%%

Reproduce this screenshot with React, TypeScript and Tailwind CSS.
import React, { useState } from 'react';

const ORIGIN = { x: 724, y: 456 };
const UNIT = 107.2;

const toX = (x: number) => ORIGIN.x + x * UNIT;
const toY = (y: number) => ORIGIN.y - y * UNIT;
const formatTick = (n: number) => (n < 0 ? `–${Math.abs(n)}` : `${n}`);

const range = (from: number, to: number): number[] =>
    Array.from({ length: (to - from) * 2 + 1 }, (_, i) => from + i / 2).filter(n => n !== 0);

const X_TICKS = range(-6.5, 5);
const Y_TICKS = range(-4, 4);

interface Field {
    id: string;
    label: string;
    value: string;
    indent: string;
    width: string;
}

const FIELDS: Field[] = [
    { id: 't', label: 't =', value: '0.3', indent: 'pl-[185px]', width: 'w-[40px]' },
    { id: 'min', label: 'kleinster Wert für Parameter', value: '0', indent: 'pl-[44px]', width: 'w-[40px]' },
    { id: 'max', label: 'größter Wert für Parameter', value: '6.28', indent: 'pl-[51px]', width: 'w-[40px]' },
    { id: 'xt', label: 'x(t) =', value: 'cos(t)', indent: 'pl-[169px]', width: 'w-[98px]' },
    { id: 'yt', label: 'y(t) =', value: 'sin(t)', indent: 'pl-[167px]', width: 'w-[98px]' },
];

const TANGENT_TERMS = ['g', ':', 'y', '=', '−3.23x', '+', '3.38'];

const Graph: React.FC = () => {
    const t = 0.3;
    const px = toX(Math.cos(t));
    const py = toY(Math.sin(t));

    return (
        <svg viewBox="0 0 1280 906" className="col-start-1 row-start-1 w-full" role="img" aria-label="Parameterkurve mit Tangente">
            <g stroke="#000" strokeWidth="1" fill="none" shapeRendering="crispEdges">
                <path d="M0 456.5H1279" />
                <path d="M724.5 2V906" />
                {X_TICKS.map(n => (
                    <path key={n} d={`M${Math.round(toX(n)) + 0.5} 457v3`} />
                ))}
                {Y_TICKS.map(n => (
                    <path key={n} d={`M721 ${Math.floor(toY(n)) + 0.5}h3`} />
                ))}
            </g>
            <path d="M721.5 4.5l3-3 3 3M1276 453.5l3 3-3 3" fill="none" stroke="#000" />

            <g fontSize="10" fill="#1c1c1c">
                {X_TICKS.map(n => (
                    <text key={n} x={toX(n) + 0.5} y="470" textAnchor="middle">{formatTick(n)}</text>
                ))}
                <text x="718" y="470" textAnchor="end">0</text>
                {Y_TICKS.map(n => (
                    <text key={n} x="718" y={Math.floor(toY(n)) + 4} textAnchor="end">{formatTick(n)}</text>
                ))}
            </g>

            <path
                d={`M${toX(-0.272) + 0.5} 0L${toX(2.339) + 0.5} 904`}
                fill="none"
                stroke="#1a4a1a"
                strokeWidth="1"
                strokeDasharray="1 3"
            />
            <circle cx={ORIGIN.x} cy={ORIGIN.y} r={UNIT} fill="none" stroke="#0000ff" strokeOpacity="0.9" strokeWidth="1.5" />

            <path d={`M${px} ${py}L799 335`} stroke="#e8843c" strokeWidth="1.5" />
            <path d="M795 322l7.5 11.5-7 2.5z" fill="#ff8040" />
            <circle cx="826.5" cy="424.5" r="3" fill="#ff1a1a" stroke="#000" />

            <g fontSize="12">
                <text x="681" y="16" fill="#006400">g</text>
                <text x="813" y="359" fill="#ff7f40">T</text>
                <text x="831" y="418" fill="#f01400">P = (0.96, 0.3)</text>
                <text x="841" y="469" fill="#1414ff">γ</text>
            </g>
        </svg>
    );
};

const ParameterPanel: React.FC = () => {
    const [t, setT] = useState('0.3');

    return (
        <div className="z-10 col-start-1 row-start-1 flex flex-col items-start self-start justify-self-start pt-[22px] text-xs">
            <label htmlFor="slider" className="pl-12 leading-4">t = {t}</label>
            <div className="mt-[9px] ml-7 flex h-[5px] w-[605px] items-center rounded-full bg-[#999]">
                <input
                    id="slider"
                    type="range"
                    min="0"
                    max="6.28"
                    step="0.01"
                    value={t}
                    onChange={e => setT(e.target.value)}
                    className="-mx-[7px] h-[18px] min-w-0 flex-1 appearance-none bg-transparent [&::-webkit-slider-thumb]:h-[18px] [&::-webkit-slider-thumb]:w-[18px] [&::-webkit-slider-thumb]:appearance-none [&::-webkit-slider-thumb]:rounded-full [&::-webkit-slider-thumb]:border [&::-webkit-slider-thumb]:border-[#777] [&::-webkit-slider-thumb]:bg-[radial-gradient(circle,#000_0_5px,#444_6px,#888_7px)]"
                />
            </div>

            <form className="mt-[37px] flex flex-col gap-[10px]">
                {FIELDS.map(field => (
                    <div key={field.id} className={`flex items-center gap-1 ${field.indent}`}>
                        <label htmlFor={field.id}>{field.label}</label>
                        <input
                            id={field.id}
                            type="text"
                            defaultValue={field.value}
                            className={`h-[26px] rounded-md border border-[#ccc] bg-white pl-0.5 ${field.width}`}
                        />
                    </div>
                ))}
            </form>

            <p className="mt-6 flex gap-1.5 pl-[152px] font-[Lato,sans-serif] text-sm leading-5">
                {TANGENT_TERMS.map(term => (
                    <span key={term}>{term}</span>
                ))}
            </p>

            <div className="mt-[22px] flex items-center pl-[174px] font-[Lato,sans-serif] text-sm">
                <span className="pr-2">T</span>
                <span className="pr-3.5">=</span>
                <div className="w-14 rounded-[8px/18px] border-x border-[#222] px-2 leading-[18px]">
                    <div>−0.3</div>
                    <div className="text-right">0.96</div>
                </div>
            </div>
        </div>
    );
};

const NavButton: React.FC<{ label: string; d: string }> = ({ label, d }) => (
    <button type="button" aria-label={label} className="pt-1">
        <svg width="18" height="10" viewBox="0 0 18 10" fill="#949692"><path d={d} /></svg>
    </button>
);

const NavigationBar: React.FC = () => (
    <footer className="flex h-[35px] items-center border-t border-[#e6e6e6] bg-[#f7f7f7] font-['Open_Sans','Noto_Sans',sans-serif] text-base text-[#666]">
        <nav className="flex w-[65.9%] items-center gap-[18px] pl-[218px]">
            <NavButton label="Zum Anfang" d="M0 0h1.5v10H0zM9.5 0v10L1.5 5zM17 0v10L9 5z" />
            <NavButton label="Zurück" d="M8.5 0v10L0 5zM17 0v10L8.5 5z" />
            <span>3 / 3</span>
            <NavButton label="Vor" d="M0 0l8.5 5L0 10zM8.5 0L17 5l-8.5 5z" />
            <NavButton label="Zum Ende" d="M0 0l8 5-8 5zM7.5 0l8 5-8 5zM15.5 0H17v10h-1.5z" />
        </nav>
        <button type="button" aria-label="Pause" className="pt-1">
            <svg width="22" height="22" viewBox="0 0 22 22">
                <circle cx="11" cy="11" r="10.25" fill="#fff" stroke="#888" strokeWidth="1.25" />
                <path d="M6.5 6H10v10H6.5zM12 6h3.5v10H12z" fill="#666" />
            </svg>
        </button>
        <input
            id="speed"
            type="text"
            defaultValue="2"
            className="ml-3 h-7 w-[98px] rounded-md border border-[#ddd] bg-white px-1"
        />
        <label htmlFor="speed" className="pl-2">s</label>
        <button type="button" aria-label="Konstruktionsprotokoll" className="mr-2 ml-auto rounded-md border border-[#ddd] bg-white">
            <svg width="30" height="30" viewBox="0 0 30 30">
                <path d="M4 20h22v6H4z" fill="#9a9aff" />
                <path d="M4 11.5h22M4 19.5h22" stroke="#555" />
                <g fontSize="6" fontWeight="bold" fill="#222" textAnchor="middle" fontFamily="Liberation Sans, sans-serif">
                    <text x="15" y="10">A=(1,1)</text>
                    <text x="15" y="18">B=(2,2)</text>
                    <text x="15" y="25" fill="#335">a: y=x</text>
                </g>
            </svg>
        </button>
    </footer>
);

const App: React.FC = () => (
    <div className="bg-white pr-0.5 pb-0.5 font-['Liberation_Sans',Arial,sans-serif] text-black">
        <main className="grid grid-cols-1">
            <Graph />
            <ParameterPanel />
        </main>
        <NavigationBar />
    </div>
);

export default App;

%%

_Task directions_
All lines from the beginning of the material above through the one with "const UNIT = 107.2;" need to be returned exactly; please return those and only those.

_Output of the exercise_
Reproduce this screenshot with React, TypeScript and Tailwind CSS.
import React, { useState } from 'react';

const ORIGIN = { x: 724, y: 456 };
const UNIT = 107.2;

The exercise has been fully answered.